— begin —

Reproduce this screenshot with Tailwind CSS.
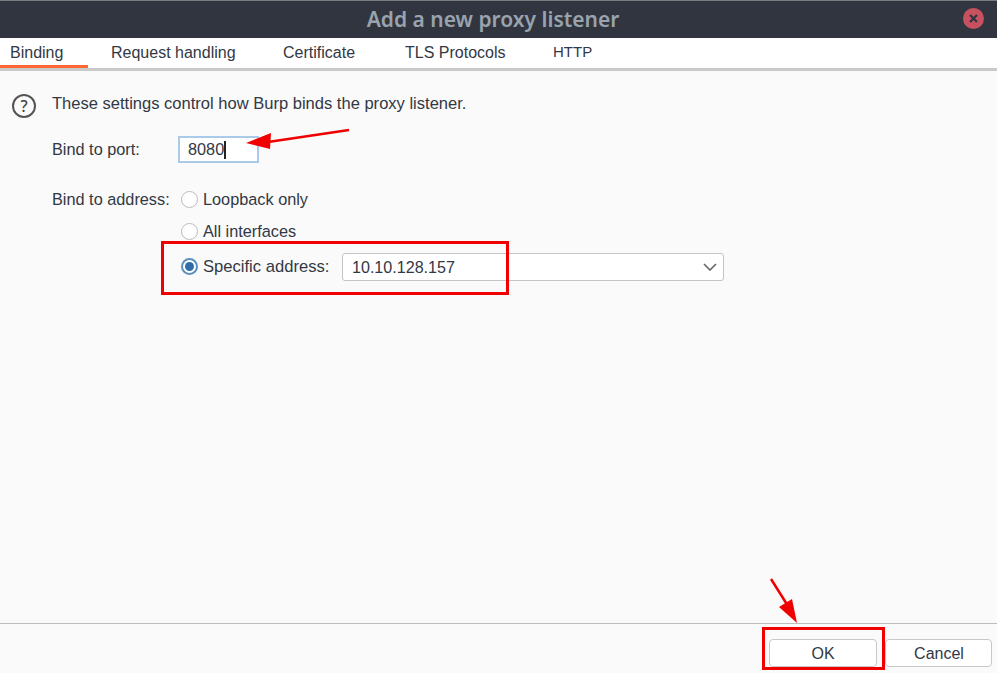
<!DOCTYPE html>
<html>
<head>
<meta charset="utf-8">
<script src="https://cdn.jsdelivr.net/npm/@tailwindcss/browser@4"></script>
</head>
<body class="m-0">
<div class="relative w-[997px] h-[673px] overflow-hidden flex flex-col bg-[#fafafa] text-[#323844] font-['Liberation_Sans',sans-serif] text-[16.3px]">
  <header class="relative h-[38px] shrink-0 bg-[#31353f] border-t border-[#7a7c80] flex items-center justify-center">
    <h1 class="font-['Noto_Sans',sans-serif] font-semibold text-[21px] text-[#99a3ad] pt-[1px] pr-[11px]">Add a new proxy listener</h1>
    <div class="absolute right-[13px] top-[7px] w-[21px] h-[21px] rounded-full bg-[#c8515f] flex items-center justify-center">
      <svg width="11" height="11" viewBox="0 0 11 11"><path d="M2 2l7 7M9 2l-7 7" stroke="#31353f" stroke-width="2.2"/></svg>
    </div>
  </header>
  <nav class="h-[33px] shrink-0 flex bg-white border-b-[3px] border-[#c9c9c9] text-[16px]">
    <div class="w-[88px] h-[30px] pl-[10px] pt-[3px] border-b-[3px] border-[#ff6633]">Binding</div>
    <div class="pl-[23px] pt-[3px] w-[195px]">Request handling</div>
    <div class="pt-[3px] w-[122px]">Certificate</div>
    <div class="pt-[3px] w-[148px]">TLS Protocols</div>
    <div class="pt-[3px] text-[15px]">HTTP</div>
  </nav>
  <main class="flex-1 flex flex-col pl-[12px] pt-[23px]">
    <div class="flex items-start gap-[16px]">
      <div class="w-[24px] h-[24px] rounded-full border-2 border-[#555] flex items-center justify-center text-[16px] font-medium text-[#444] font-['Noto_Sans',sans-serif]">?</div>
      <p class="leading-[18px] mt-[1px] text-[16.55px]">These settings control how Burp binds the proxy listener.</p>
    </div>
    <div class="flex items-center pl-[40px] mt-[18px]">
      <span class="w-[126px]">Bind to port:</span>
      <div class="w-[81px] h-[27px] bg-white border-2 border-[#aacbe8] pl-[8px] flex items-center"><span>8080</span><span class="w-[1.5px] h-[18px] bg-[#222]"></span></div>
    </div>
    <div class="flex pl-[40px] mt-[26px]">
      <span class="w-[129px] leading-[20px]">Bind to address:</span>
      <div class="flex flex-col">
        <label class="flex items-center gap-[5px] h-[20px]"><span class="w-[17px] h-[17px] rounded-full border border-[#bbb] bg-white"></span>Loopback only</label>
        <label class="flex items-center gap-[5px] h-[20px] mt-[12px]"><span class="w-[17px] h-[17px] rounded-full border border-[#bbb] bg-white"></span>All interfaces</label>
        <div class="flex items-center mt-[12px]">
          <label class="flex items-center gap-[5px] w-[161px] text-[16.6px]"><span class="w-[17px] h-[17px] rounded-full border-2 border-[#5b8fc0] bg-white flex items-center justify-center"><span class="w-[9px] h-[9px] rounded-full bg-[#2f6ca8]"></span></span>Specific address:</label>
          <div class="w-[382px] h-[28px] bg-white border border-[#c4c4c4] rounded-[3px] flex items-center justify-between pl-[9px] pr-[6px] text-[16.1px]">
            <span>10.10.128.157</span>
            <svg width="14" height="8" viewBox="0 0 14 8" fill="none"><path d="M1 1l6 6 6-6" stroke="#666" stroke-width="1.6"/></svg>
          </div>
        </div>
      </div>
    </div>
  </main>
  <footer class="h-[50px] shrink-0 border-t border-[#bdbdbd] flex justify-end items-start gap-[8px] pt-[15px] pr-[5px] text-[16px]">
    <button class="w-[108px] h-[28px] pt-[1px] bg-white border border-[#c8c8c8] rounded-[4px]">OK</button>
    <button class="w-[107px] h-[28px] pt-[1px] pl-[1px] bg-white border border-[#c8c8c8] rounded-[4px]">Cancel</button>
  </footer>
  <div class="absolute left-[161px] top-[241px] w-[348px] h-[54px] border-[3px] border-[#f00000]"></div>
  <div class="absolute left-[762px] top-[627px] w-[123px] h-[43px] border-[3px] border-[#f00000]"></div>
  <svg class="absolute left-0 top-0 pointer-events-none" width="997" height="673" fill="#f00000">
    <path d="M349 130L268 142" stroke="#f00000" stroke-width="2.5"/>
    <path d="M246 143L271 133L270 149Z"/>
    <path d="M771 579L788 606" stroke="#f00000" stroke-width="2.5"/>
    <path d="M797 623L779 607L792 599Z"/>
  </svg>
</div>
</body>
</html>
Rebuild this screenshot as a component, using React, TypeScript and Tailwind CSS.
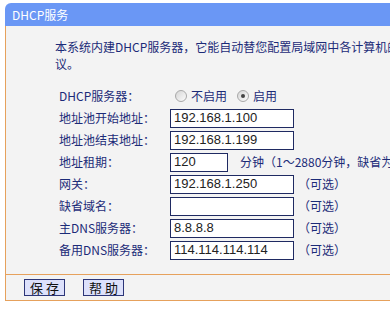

— end —

EXERCISE DESCRIPTION
Verbatim reproduction of every record is required; images are left out.

FULL RESPONSE
Reproduce this screenshot with Tailwind CSS.
<!DOCTYPE html>
<html>
<head>
<meta charset="utf-8">
<script src="https://cdn.jsdelivr.net/npm/@tailwindcss/browser@4"></script>
</head>
<body class="m-0">
<div class="relative w-[997px] h-[673px] overflow-hidden flex flex-col bg-[#fafafa] text-[#323844] font-['Liberation_Sans',sans-serif] text-[16.3px]">
  <header class="relative h-[38px] shrink-0 bg-[#31353f] border-t border-[#7a7c80] flex items-center justify-center">
    <h1 class="font-['Noto_Sans',sans-serif] font-semibold text-[21px] text-[#99a3ad] pt-[1px] pr-[11px]">Add a new proxy listener</h1>
    <div class="absolute right-[13px] top-[7px] w-[21px] h-[21px] rounded-full bg-[#c8515f] flex items-center justify-center">
      <svg width="11" height="11" viewBox="0 0 11 11"><path d="M2 2l7 7M9 2l-7 7" stroke="#31353f" stroke-width="2.2"/></svg>
    </div>
  </header>
  <nav class="h-[33px] shrink-0 flex bg-white border-b-[3px] border-[#c9c9c9] text-[16px]">
    <div class="w-[88px] h-[30px] pl-[10px] pt-[3px] border-b-[3px] border-[#ff6633]">Binding</div>
    <div class="pl-[23px] pt-[3px] w-[195px]">Request handling</div>
    <div class="pt-[3px] w-[122px]">Certificate</div>
    <div class="pt-[3px] w-[148px]">TLS Protocols</div>
    <div class="pt-[3px] text-[15px]">HTTP</div>
  </nav>
  <main class="flex-1 flex flex-col pl-[12px] pt-[23px]">
    <div class="flex items-start gap-[16px]">
      <div class="w-[24px] h-[24px] rounded-full border-2 border-[#555] flex items-center justify-center text-[16px] font-medium text-[#444] font-['Noto_Sans',sans-serif]">?</div>
      <p class="leading-[18px] mt-[1px] text-[16.55px]">These settings control how Burp binds the proxy listener.</p>
    </div>
    <div class="flex items-center pl-[40px] mt-[18px]">
      <span class="w-[126px]">Bind to port:</span>
      <div class="w-[81px] h-[27px] bg-white border-2 border-[#aacbe8] pl-[8px] flex items-center"><span>8080</span><span class="w-[1.5px] h-[18px] bg-[#222]"></span></div>
    </div>
    <div class="flex pl-[40px] mt-[26px]">
      <span class="w-[129px] leading-[20px]">Bind to address:</span>
      <div class="flex flex-col">
        <label class="flex items-center gap-[5px] h-[20px]"><span class="w-[17px] h-[17px] rounded-full border border-[#bbb] bg-white"></span>Loopback only</label>
        <label class="flex items-center gap-[5px] h-[20px] mt-[12px]"><span class="w-[17px] h-[17px] rounded-full border border-[#bbb] bg-white"></span>All interfaces</label>
        <div class="flex items-center mt-[12px]">
          <label class="flex items-center gap-[5px] w-[161px] text-[16.6px]"><span class="w-[17px] h-[17px] rounded-full border-2 border-[#5b8fc0] bg-white flex items-center justify-center"><span class="w-[9px] h-[9px] rounded-full bg-[#2f6ca8]"></span></span>Specific address:</label>
          <div class="w-[382px] h-[28px] bg-white border border-[#c4c4c4] rounded-[3px] flex items-center justify-between pl-[9px] pr-[6px] text-[16.1px]">
            <span>10.10.128.157</span>
            <svg width="14" height="8" viewBox="0 0 14 8" fill="none"><path d="M1 1l6 6 6-6" stroke="#666" stroke-width="1.6"/></svg>
          </div>
        </div>
      </div>
    </div>
  </main>
  <footer class="h-[50px] shrink-0 border-t border-[#bdbdbd] flex justify-end items-start gap-[8px] pt-[15px] pr-[5px] text-[16px]">
    <button class="w-[108px] h-[28px] pt-[1px] bg-white border border-[#c8c8c8] rounded-[4px]">OK</button>
    <button class="w-[107px] h-[28px] pt-[1px] pl-[1px] bg-white border border-[#c8c8c8] rounded-[4px]">Cancel</button>
  </footer>
  <div class="absolute left-[161px] top-[241px] w-[348px] h-[54px] border-[3px] border-[#f00000]"></div>
  <div class="absolute left-[762px] top-[627px] w-[123px] h-[43px] border-[3px] border-[#f00000]"></div>
  <svg class="absolute left-0 top-0 pointer-events-none" width="997" height="673" fill="#f00000">
    <path d="M349 130L268 142" stroke="#f00000" stroke-width="2.5"/>
    <path d="M246 143L271 133L270 149Z"/>
    <path d="M771 579L788 606" stroke="#f00000" stroke-width="2.5"/>
    <path d="M797 623L779 607L792 599Z"/>
  </svg>
</div>
</body>
</html>
Rebuild this screenshot as a component, using React, TypeScript and Tailwind CSS.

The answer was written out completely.